When I was declared ready, the first phase of my actual flight training began. In the briefing room, I met Lieutenant Lex Lauletta, my on-wing instructor, a tall blond guy who greeted me with a congenial smile. That set me at ease, since some of the instructors were said to be real assholes, especially to guys like me who were dead set on flying jets. Lauletta was a former P-3 pilot who was building his flight hours in order to become an airline pilot. I would do most of my initial flights with him, and he kept me from killing myself as well as instructing and mentoring me. He would also be grading me, and his evaluation would count more than anything else to determine whether I would get to go on to meet my goals of flying jet aircraft or would be sent to fly helicopters or larger fixed-wing airplanes—or nothing at all.

That day in the briefing room, we talked about what the syllabus looked like, what we would do when we met next, and how my preparation was going. During that initial meeting I tried on my own “green bag,” or flight suit, for the first time. For me, this was like getting assigned a uniform you get to wear for the rest of your flying life that lets people know you’re a badass Navy pilot. I would rarely go to work wearing anything other than a flight suit for the next nine years.
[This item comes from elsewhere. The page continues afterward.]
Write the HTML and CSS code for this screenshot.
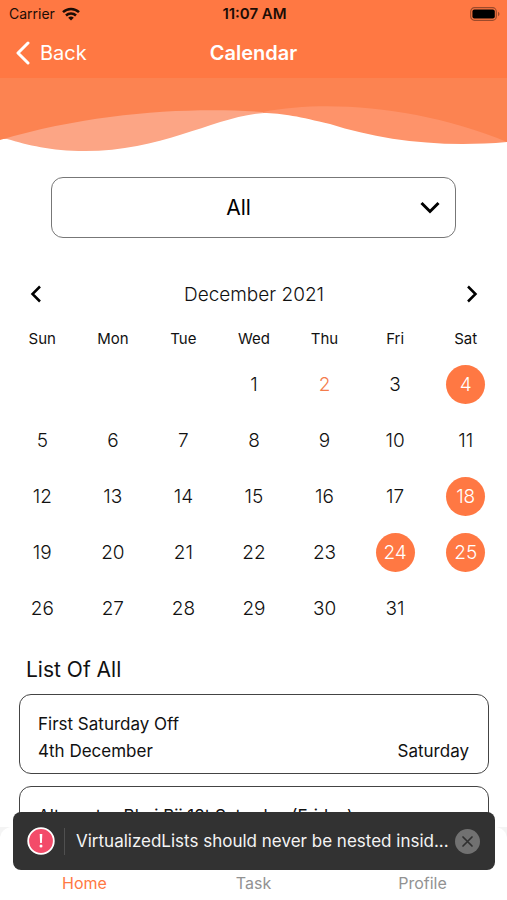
FILE: index.html
```html
<!DOCTYPE html>
<html lang="en">
<head>
<meta charset="utf-8">
<meta name="viewport" content="width=device-width, initial-scale=1">
<title>Calendar</title>
<link rel="stylesheet" href="styles.css">
</head>
<body>
<div class="app">
  <header class="top">
    <div class="status">
      <span class="carrier">Carrier
        <svg width="18" height="14" viewBox="0 0 18 14" aria-hidden="true"><g fill="none" stroke="#1c0d06" stroke-width="2.5"><path d="M1 5.2a11.6 11.6 0 0 1 16 0"/><path d="M4 8.5a7.2 7.2 0 0 1 10 0"/></g><path d="M9 13.6 6.2 10.8a4 4 0 0 1 5.6 0z" fill="#1c0d06"/></svg>
      </span>
      <span class="time">11:07 AM</span>
      <svg class="battery" width="30" height="14" viewBox="0 0 30 14" aria-hidden="true"><rect x=".7" y=".7" width="25.6" height="12.6" rx="3.8" fill="none" stroke="#9c4a2b" stroke-width="1.2"/><rect x="2.4" y="2.4" width="22.4" height="9.2" rx="2" fill="#000"/><path d="M28 4.8c2 .8 2 3.6 0 4.4z" fill="#9c4a2b"/></svg>
    </div>
    <nav class="nav">
      <button class="back" type="button"><svg width="16" height="24" viewBox="0 0 16 24" aria-hidden="true"><path d="M13 2 3 12l10 10" fill="none" stroke="#fff" stroke-width="3" stroke-linecap="round" stroke-linejoin="round"/></svg>Back</button>
      <h1>Calendar</h1>
    </nav>
  </header>
  <svg class="wave" viewBox="0 0 507 74" preserveAspectRatio="none" aria-hidden="true">
    <path d="M0 0H264V35C215 38 165 73 85 73C50 73 28 67 7 61L0 61Z" fill="#fca585"/>
    <path d="M263 0H507V64C440 70 380 62 330 46C300 39 283 35 263 35Z" fill="#fe936a"/>
    <path d="M0 0H507V64C425 30 330 21 263 34C190 29 95 34 0 62Z" fill="#fc8351"/>
  </svg>
  <main>
    <div class="picker">
      <select aria-label="Category"><option>All</option></select>
      <svg width="20" height="13" viewBox="0 0 20 13" aria-hidden="true"><path d="m1.5 2 8.5 8.5L18.500 2" fill="none" stroke="#000" stroke-width="3"/></svg>
    </div>
    <section class="calendar">
      <div class="month">
        <button type="button" aria-label="Previous month"><svg width="12" height="18" viewBox="0 0 12 18" aria-hidden="true"><path d="M10 1.500 2.500 9l7.500 7.500" fill="none" stroke="#000" stroke-width="2.500"/></svg></button>
        <h2>December 2021</h2>
        <button type="button" aria-label="Next month"><svg width="12" height="18" viewBox="0 0 12 18" aria-hidden="true"><path d="M2 1.500 9.500 9 2 16.500" fill="none" stroke="#000" stroke-width="2.500"/></svg></button>
      </div>
      <table>
        <thead><tr><th>Sun</th><th>Mon</th><th>Tue</th><th>Wed</th><th>Thu</th><th>Fri</th><th>Sat</th></tr></thead>
        <tbody>
          <tr><td></td><td></td><td></td><td>1</td><td class="today">2</td><td>3</td><td><span class="off">4</span></td></tr>
          <tr><td>5</td><td>6</td><td>7</td><td>8</td><td>9</td><td>10</td><td>11</td></tr>
          <tr><td>12</td><td>13</td><td>14</td><td>15</td><td>16</td><td>17</td><td><span class="off">18</span></td></tr>
          <tr><td>19</td><td>20</td><td>21</td><td>22</td><td>23</td><td><span class="off">24</span></td><td><span class="off">25</span></td></tr>
          <tr><td>26</td><td>27</td><td>28</td><td>29</td><td>30</td><td>31</td><td></td></tr>
        </tbody>
      </table>
    </section>
    <section class="list">
      <h2>List Of All</h2>
      <article class="card"><p>First Saturday Off</p><p class="row"><span>4th December</span><span>Saturday</span></p></article>
      <article class="card"><p>Alternate- Bhai Bij 18t Saturday (Friday)</p></article>
    </section>
  </main>
  <div class="tabwrap">
    <nav class="tabs"><a class="active" href="#home">Home</a><a href="#task">Task</a><a href="#profile">Profile</a></nav>
  </div>
  <div class="toast" role="alert">
    <svg width="28" height="28" viewBox="0 0 28 28" aria-hidden="true"><circle cx="14" cy="14" r="12.800" fill="#f34b69" stroke="#fff" stroke-width="1.800"/><path d="M12.700 7h2.600l-.4 9h-1.800z" fill="#fff"/><circle cx="14" cy="19" r="1.500" fill="#fff"/></svg>
    <p>VirtualizedLists should never be nested insid...</p>
    <button type="button" aria-label="Dismiss"><svg width="25" height="25" viewBox="0 0 25 25" aria-hidden="true"><circle cx="12.500" cy="12.500" r="12.500" fill="#717171"/><path d="m8 8 9 9m0-9-9 9" stroke="#303030" stroke-width="1.700" stroke-linecap="round"/></svg></button>
  </div>
</div>
</body>
</html>
```
FILE: styles.css
```css
* { box-sizing: border-box; }
body, h1, h2, p { margin: 0; font-weight: 400; }
body { font-family: Inter, Roboto, sans-serif; color: #111; background: #fff; }
button { border: 0; padding: 0; background: none; font: inherit; color: inherit; }
svg { display: block; flex: none; }
.app { display: flex; flex-direction: column; height: 100vh; overflow: hidden; }
.top { background: #ff7843; flex: none; }
.status, .nav { display: grid; grid-template-columns: 1fr auto 1fr; align-items: center; }
.status { height: 27px; padding: 0 7px 0 9px; font-size: 14px; color: #1c0d06; }
.carrier { display: flex; align-items: center; gap: 7px; }
.time { font-size: 15px; font-weight: 600; }
.battery { justify-self: end; }
.nav { height: 51px; padding: 0 15px; color: #fff; font-size: 20px; }
.back { display: flex; align-items: center; gap: 9px; justify-self: start; }
.nav h1 { font-size: 20px; font-weight: 600; }
.wave { width: 100%; height: 74px; }
main { flex: 1; min-height: 0; overflow: hidden; }
.picker { width: 80%; margin: 25px auto 0; position: relative; }
.picker select { display: block; width: 100%; height: 61px; padding: 0 30px 0 0; border: 1px solid #777; border-radius: 12px; background: #fff; appearance: none; text-align: center; text-align-last: center; font: 21px Inter, Roboto, sans-serif; color: #000; }
.picker svg { position: absolute; right: 16px; top: 24px; pointer-events: none; }
.calendar { padding: 36px 6px 0 7px; }
.month { display: flex; align-items: center; justify-content: space-between; height: 40px; padding: 0 23px; }
.month h2 { font-size: 19px; font-weight: 300; }
table { width: 100%; table-layout: fixed; border-collapse: collapse; }
th { height: 42px; padding: 6px 0 0; font-size: 15px; font-weight: 400; }
td { height: 56px; padding: 0; text-align: center; font-size: 19px; font-weight: 300; }
.today { color: #f47c4c; }
.off { display: grid; place-items: center; width: 39px; height: 39px; margin: auto; border-radius: 50%; background: #ff7843; color: #fff; }
.list { padding: 20px 18px 0 19px; }
.list h2 { padding-left: 7px; margin-bottom: 10px; font-size: 21px; line-height: 28px; }
.card { margin-bottom: 12px; padding: 16px 19px 0 18px; height: 80px; border: 1px solid #444; border-radius: 12px; font-size: 17px; line-height: 27px; white-space: nowrap; }
.row { display: flex; justify-content: space-between; }
.tabwrap { flex: none; background: #f4f4f4; }
.tabs { display: grid; grid-template-columns: repeat(3, 1fr); height: 73px; padding-top: 45px; border-radius: 12px 12px 0 0; background: #fff; text-align: center; font-size: 16px; line-height: 22px; }
.tabs a { color: #929292; text-decoration: none; }
.tabs .active { color: #ff7843; }
.toast { position: fixed; left: 13px; right: 12px; bottom: 30px; height: 58px; padding: 0 15px 0 14px; display: flex; align-items: center; border-radius: 8px; background: #323232; color: #f4f4f4; }
.toast p { flex: 1; min-width: 0; margin: 0 4px 0 9px; padding-left: 11px; border-left: 1px solid #505050; font-size: 17px; line-height: 27px; overflow: hidden; white-space: nowrap; text-overflow: ellipsis; }
```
Later, we walked out to the airplane for the first time. It was a cold, foggy fall morning, weather I wouldn’t be allowed to fly in alone for a long time. As I got strapped in, I was excited and nervous. I had invested so much in the idea of being a carrier aviator, had worked so hard to get to this point, but I had no idea if I could actually fly a plane. Some people can’t, no matter how hard they try, and you can’t know that until you’re up in the air.

Out on the airfield, I saw hundreds of T-34s were lined up, one after another, stretching out into the horizon, their distinctive bubble canopies covered with condensation. Lieutenant Lauletta figured out which airplane was ours, and as we walked toward it he gave me my first lesson about how not to get killed: never walk through a propeller arc, even if you know the propeller isn’t turning. When he found the airplane that had been assigned to us, he jumped up on the wing, opened both canopies, and threw our helmet bags onto our seats—his in back and mine in front.

He led me through my first preflight check. We checked the wings, flaps, and flight control surfaces on the wings, then opened the engine cowling and inspected the engine, including checking the oil. We looked at the propeller, checking for damage. We checked that the tires were properly inflated and that the brake pads weren’t overly worn. We agreed that everything looked normal, though in reality I wouldn’t have been able to tell if something was wrong. Lieutenant Lauletta tried to give me as much detail as he could about what he was looking for. Then it was time to climb into the plane.

The first moment I settled down into the seat was surreal. On one hand, it was the end of a long struggle to get there, starting the afternoon I first cracked the cover of The Right Stuff. There had been many moments when it seemed that I wasn’t going to make it. Now I could say I had—I was a student naval aviator. On the other hand, this was going to be the start of a whole new set of challenges.

Lauletta helped me get strapped in properly, then we both closed our canopies. I’d studied diagrams of the cockpit of the T-34 in the flight manual as if my life depended on understanding them (because it would). I’d learned the controls and practiced using them in the simulator. Now they seemed to have multiplied into a field of thousands of knobs, switches, gauges, and handles. I had to tell myself to get on with it, that I was ready to do this. It was time to start the plane.

Under Lauletta’s instruction, I applied power and started moving forward. Taxiing was more difficult than I had anticipated, because the airplane didn’t have nose-wheel steering, like a car. Instead, I had to use differential braking to steer the plane, meaning I would partially apply the brakes just on the left side if I wanted to turn left, and just on the right side if I wanted to turn right. This was so completely counterintuitive, I felt like I was learning to ride a bike, trying to keep my balance with someone watching over my shoulder the whole time, grading me. I was already struggling.

A pilot must also learn to use the radio, which is harder than you would think. Talking and doing anything else at the same time can be challenging, as it requires using two different parts of the brain. And of course I wanted a cool Navy radio voice. When Lauletta cued me, I spoke into the radio and said, “Whiting tower, Red Knight Four Seven One ready for takeoff.”